御手洗:いくつかあります。まず、事件を聞かされた場面を今でも夢に見るぐらいきつい。狭い部屋で先生方に囲まれて過ごした時間が強く心に残っています。子供に対してどう事件を伝えるか。自分のように7、8人の先生に囲まれて、という状況はよくありません。子供の場合、最終的に学校に戻ります。戻る場所がトラウマになってはまずいです。

●きょうだい、子供の支援はちょっと目線を下げて

大岡:次に加害者の女児に関する質問です。加害者の女児に対して「謝るなら、いつでもおいで」と著書に書かれていますが、その心境をお聞かせください。

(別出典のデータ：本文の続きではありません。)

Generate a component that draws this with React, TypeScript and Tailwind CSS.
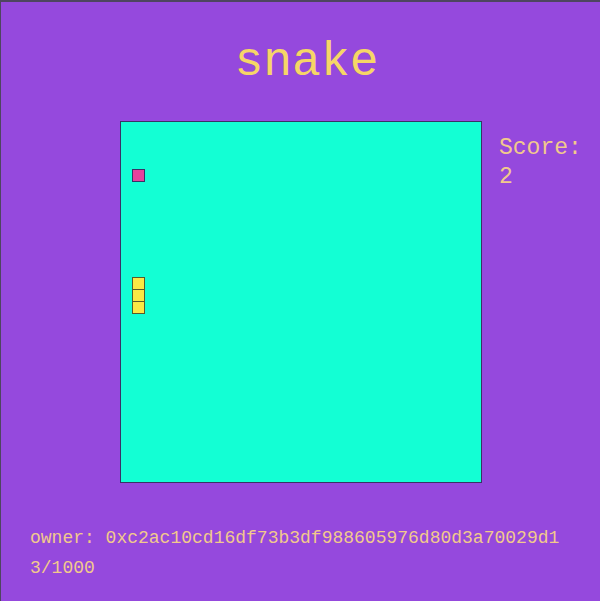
export default function App() {
  const mono = { fontFamily: '"Liberation Mono", "Courier New", monospace' }

  // cells on the board, in px inside the border
  const food = { x: 11, y: 47 }
  const snake = [
    { x: 11, y: 155 },
    { x: 11, y: 167 },
    { x: 11, y: 179 },
  ]

  return (
    <div
      className="min-h-[601px] w-[600px] bg-[#9549dd] border-t-2 border-l border-[#4e4560] flex flex-col"
      style={mono}
    >
      {/* titre */}
      <h1 className="pt-[36px] pl-[12px] text-center text-[48px] leading-[48px] text-[#f6d666]">
        snake
      </h1>

      {/* plateau + score */}
      <div className="flex items-start mt-[35px] pl-[119px]">
        <div className="relative w-[362px] h-[362px] bg-[#13ffd4] border border-[#3a3266]">
          <div
            className="absolute w-[13px] h-[13px] bg-[#e6429c] border border-[#3a3266]"
            style={{ left: food.x, top: food.y }}
          />
          {snake.map((s, i) => (
            <div
              key={i}
              className="absolute w-[13px] h-[13px] bg-[#fbe845] border border-[#5a5a2a]"
              style={{ left: s.x, top: s.y }}
            />
          ))}
        </div>
        <div className="ml-[17px] mt-[13px] text-[23px] leading-[29px] text-[#f2c98c]">
          <p>Score:</p>
          <p>2</p>
        </div>
      </div>

      {/* pied */}
      <div className="mt-[40px] pl-[29px] text-[18px] leading-[30px] text-[#f2c98c]">
        <p>owner: 0xc2ac10cd16df73b3df988605976d80d3a70029d1</p>
        <p>3/1000</p>
      </div>
    </div>
  )
}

御手洗:「謝ったら許してあげる」ということではありません。彼女が謝ることができる状態にまできちんと更生していると信じているからです。自分にとっては、謝るという行為があって初めて、これ以上彼女に捕らわれることはなくなるだろうと思っています。自分の生活に戻り、スタートラインに立ちましょうという意味を込めての言葉です。

大岡:最後に一言いただいて締めたいと思います。

御手洗:被害者支援に関わる方々には、ちょっと目線を下げて、ちょっと身長の低い子たちの方に目を向けてほしいと思います。親だけじゃなく、子供にも連絡先を渡して「いつでも連絡していいよ」、「どんな話でも聞くよ」と一言言ってあげる。もしかすると子供から連絡が入り、支援に早く入れる可能性もあります。「君も見ているよ」という姿勢を見せてほしい。そういう姿勢で臨めるような環境を整えてほしいと思っています。